■ Stated problem ■
Without the pictures, give the entries below again exactly as written.

■ Extracted material ■

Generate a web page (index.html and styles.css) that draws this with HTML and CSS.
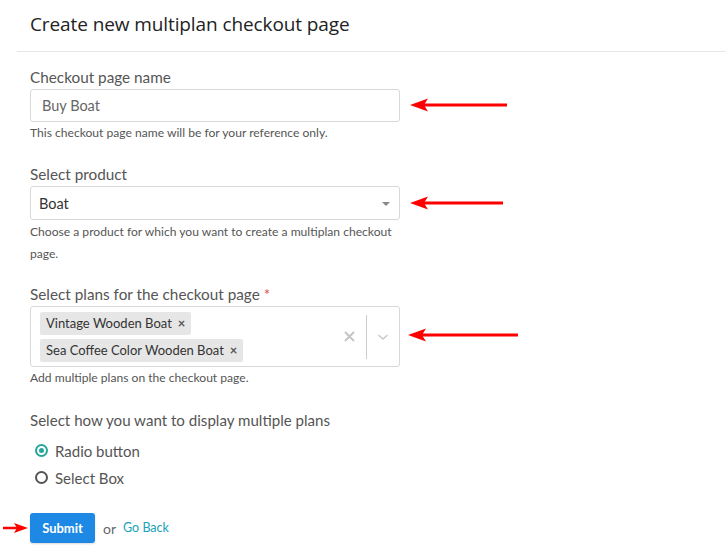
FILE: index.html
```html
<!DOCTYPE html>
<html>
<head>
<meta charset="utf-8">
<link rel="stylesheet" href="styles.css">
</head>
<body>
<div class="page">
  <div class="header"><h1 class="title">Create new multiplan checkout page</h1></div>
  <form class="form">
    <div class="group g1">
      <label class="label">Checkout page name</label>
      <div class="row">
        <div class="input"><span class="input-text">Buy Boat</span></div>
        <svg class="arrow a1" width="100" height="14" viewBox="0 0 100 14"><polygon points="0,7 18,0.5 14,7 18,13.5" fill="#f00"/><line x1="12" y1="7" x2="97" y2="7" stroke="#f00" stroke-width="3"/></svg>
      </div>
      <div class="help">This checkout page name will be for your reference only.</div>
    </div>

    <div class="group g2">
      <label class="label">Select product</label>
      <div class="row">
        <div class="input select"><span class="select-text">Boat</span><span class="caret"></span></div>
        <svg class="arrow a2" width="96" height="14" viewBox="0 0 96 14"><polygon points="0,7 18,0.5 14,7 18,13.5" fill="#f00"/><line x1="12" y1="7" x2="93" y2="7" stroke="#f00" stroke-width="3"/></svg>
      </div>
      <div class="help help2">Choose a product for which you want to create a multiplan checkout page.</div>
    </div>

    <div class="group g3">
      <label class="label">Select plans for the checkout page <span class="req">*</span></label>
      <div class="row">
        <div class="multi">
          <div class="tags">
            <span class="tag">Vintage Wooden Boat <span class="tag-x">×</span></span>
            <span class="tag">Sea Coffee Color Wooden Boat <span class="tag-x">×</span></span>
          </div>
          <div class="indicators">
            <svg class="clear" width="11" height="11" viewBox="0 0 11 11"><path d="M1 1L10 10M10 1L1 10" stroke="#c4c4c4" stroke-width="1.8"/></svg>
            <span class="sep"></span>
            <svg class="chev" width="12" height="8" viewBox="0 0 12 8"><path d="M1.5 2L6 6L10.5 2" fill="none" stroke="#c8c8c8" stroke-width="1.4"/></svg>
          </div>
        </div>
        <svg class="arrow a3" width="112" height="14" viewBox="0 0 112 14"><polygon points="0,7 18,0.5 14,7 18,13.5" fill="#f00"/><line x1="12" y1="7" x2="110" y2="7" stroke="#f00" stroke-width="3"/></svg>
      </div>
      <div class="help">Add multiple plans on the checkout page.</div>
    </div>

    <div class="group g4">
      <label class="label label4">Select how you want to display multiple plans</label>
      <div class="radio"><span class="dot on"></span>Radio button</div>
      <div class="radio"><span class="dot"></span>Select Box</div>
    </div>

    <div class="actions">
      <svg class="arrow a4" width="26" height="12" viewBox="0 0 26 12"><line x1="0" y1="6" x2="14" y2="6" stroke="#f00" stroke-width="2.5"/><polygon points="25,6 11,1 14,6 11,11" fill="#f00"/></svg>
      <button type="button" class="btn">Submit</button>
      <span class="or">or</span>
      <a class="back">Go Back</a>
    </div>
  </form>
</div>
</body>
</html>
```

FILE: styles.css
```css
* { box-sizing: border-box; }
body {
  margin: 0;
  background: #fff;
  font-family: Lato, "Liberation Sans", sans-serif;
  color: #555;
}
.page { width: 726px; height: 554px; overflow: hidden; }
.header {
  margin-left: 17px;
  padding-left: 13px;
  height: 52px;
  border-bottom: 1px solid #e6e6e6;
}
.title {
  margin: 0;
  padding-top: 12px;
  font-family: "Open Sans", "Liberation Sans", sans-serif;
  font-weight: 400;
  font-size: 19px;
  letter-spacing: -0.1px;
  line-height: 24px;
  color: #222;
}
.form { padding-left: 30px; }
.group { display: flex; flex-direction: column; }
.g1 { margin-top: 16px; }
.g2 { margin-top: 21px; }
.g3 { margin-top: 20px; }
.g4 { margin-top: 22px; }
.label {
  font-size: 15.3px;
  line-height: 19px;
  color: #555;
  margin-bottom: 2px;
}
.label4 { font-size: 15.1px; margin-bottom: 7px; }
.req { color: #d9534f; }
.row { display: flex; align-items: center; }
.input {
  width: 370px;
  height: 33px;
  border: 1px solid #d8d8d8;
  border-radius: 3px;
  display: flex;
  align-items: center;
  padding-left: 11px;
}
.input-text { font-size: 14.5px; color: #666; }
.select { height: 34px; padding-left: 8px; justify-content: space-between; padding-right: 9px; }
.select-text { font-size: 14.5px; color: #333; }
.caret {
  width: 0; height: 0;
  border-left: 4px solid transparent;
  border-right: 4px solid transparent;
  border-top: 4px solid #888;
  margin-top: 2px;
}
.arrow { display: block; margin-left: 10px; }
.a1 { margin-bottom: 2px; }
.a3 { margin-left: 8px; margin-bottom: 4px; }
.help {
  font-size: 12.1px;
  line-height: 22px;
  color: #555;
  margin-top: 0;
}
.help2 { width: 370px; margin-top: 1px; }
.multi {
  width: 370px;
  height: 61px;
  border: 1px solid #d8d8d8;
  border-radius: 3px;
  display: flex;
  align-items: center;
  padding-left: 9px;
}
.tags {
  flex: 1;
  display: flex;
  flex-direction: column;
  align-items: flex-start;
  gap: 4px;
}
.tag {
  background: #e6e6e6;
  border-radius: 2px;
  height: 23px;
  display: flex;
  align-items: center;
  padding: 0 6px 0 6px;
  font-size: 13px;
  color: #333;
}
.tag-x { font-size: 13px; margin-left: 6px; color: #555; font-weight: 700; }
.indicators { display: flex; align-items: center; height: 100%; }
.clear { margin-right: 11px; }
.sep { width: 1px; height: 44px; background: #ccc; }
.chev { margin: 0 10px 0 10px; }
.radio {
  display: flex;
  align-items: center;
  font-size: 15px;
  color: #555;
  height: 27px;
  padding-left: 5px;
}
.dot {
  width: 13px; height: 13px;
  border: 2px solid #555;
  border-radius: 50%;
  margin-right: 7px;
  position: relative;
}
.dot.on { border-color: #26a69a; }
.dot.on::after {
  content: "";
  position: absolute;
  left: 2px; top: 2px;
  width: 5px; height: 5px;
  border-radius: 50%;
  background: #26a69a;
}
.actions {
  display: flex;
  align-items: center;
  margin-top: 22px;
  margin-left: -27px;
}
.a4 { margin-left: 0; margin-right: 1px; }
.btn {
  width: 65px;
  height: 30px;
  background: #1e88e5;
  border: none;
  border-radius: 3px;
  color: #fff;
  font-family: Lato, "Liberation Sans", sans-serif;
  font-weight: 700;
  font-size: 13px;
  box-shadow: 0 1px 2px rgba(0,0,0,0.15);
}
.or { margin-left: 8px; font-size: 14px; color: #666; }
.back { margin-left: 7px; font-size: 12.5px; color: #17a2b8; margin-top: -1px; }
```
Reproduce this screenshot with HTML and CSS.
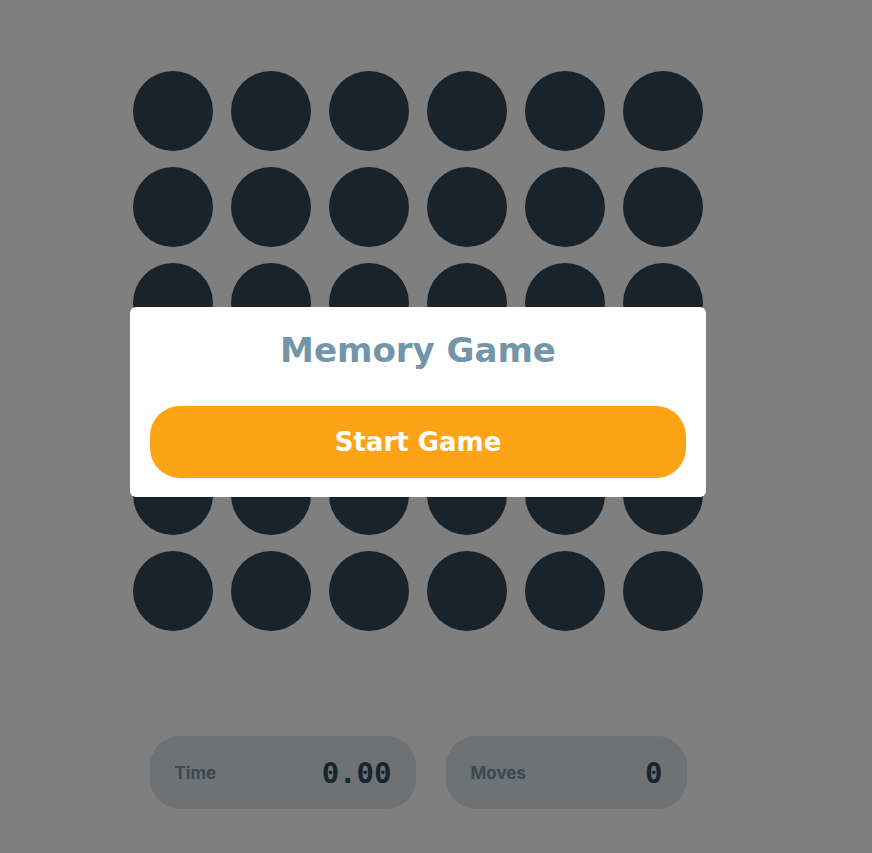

■ Result below ■
Generate a web page (index.html and styles.css) that draws this with HTML and CSS.
FILE: index.html
```html
<!DOCTYPE html>
<html>
<head>
<meta charset="utf-8">
<link rel="stylesheet" href="styles.css">
</head>
<body>
<div class="page">
  <div class="header"><h1 class="title">Create new multiplan checkout page</h1></div>
  <form class="form">
    <div class="group g1">
      <label class="label">Checkout page name</label>
      <div class="row">
        <div class="input"><span class="input-text">Buy Boat</span></div>
        <svg class="arrow a1" width="100" height="14" viewBox="0 0 100 14"><polygon points="0,7 18,0.5 14,7 18,13.5" fill="#f00"/><line x1="12" y1="7" x2="97" y2="7" stroke="#f00" stroke-width="3"/></svg>
      </div>
      <div class="help">This checkout page name will be for your reference only.</div>
    </div>

    <div class="group g2">
      <label class="label">Select product</label>
      <div class="row">
        <div class="input select"><span class="select-text">Boat</span><span class="caret"></span></div>
        <svg class="arrow a2" width="96" height="14" viewBox="0 0 96 14"><polygon points="0,7 18,0.5 14,7 18,13.5" fill="#f00"/><line x1="12" y1="7" x2="93" y2="7" stroke="#f00" stroke-width="3"/></svg>
      </div>
      <div class="help help2">Choose a product for which you want to create a multiplan checkout page.</div>
    </div>

    <div class="group g3">
      <label class="label">Select plans for the checkout page <span class="req">*</span></label>
      <div class="row">
        <div class="multi">
          <div class="tags">
            <span class="tag">Vintage Wooden Boat <span class="tag-x">×</span></span>
            <span class="tag">Sea Coffee Color Wooden Boat <span class="tag-x">×</span></span>
          </div>
          <div class="indicators">
            <svg class="clear" width="11" height="11" viewBox="0 0 11 11"><path d="M1 1L10 10M10 1L1 10" stroke="#c4c4c4" stroke-width="1.8"/></svg>
            <span class="sep"></span>
            <svg class="chev" width="12" height="8" viewBox="0 0 12 8"><path d="M1.5 2L6 6L10.5 2" fill="none" stroke="#c8c8c8" stroke-width="1.4"/></svg>
          </div>
        </div>
        <svg class="arrow a3" width="112" height="14" viewBox="0 0 112 14"><polygon points="0,7 18,0.5 14,7 18,13.5" fill="#f00"/><line x1="12" y1="7" x2="110" y2="7" stroke="#f00" stroke-width="3"/></svg>
      </div>
      <div class="help">Add multiple plans on the checkout page.</div>
    </div>

    <div class="group g4">
      <label class="label label4">Select how you want to display multiple plans</label>
      <div class="radio"><span class="dot on"></span>Radio button</div>
      <div class="radio"><span class="dot"></span>Select Box</div>
    </div>

    <div class="actions">
      <svg class="arrow a4" width="26" height="12" viewBox="0 0 26 12"><line x1="0" y1="6" x2="14" y2="6" stroke="#f00" stroke-width="2.5"/><polygon points="25,6 11,1 14,6 11,11" fill="#f00"/></svg>
      <button type="button" class="btn">Submit</button>
      <span class="or">or</span>
      <a class="back">Go Back</a>
    </div>
  </form>
</div>
</body>
</html>
```

FILE: styles.css
```css
* { box-sizing: border-box; }
body {
  margin: 0;
  background: #fff;
  font-family: Lato, "Liberation Sans", sans-serif;
  color: #555;
}
.page { width: 726px; height: 554px; overflow: hidden; }
.header {
  margin-left: 17px;
  padding-left: 13px;
  height: 52px;
  border-bottom: 1px solid #e6e6e6;
}
.title {
  margin: 0;
  padding-top: 12px;
  font-family: "Open Sans", "Liberation Sans", sans-serif;
  font-weight: 400;
  font-size: 19px;
  letter-spacing: -0.1px;
  line-height: 24px;
  color: #222;
}
.form { padding-left: 30px; }
.group { display: flex; flex-direction: column; }
.g1 { margin-top: 16px; }
.g2 { margin-top: 21px; }
.g3 { margin-top: 20px; }
.g4 { margin-top: 22px; }
.label {
  font-size: 15.3px;
  line-height: 19px;
  color: #555;
  margin-bottom: 2px;
}
.label4 { font-size: 15.1px; margin-bottom: 7px; }
.req { color: #d9534f; }
.row { display: flex; align-items: center; }
.input {
  width: 370px;
  height: 33px;
  border: 1px solid #d8d8d8;
  border-radius: 3px;
  display: flex;
  align-items: center;
  padding-left: 11px;
}
.input-text { font-size: 14.5px; color: #666; }
.select { height: 34px; padding-left: 8px; justify-content: space-between; padding-right: 9px; }
.select-text { font-size: 14.5px; color: #333; }
.caret {
  width: 0; height: 0;
  border-left: 4px solid transparent;
  border-right: 4px solid transparent;
  border-top: 4px solid #888;
  margin-top: 2px;
}
.arrow { display: block; margin-left: 10px; }
.a1 { margin-bottom: 2px; }
.a3 { margin-left: 8px; margin-bottom: 4px; }
.help {
  font-size: 12.1px;
  line-height: 22px;
  color: #555;
  margin-top: 0;
}
.help2 { width: 370px; margin-top: 1px; }
.multi {
  width: 370px;
  height: 61px;
  border: 1px solid #d8d8d8;
  border-radius: 3px;
  display: flex;
  align-items: center;
  padding-left: 9px;
}
.tags {
  flex: 1;
  display: flex;
  flex-direction: column;
  align-items: flex-start;
  gap: 4px;
}
.tag {
  background: #e6e6e6;
  border-radius: 2px;
  height: 23px;
  display: flex;
  align-items: center;
  padding: 0 6px 0 6px;
  font-size: 13px;
  color: #333;
}
.tag-x { font-size: 13px; margin-left: 6px; color: #555; font-weight: 700; }
.indicators { display: flex; align-items: center; height: 100%; }
.clear { margin-right: 11px; }
.sep { width: 1px; height: 44px; background: #ccc; }
.chev { margin: 0 10px 0 10px; }
.radio {
  display: flex;
  align-items: center;
  font-size: 15px;
  color: #555;
  height: 27px;
  padding-left: 5px;
}
.dot {
  width: 13px; height: 13px;
  border: 2px solid #555;
  border-radius: 50%;
  margin-right: 7px;
  position: relative;
}
.dot.on { border-color: #26a69a; }
.dot.on::after {
  content: "";
  position: absolute;
  left: 2px; top: 2px;
  width: 5px; height: 5px;
  border-radius: 50%;
  background: #26a69a;
}
.actions {
  display: flex;
  align-items: center;
  margin-top: 22px;
  margin-left: -27px;
}
.a4 { margin-left: 0; margin-right: 1px; }
.btn {
  width: 65px;
  height: 30px;
  background: #1e88e5;
  border: none;
  border-radius: 3px;
  color: #fff;
  font-family: Lato, "Liberation Sans", sans-serif;
  font-weight: 700;
  font-size: 13px;
  box-shadow: 0 1px 2px rgba(0,0,0,0.15);
}
.or { margin-left: 8px; font-size: 14px; color: #666; }
.back { margin-left: 7px; font-size: 12.5px; color: #17a2b8; margin-top: -1px; }
```
Reproduce this screenshot with HTML and CSS.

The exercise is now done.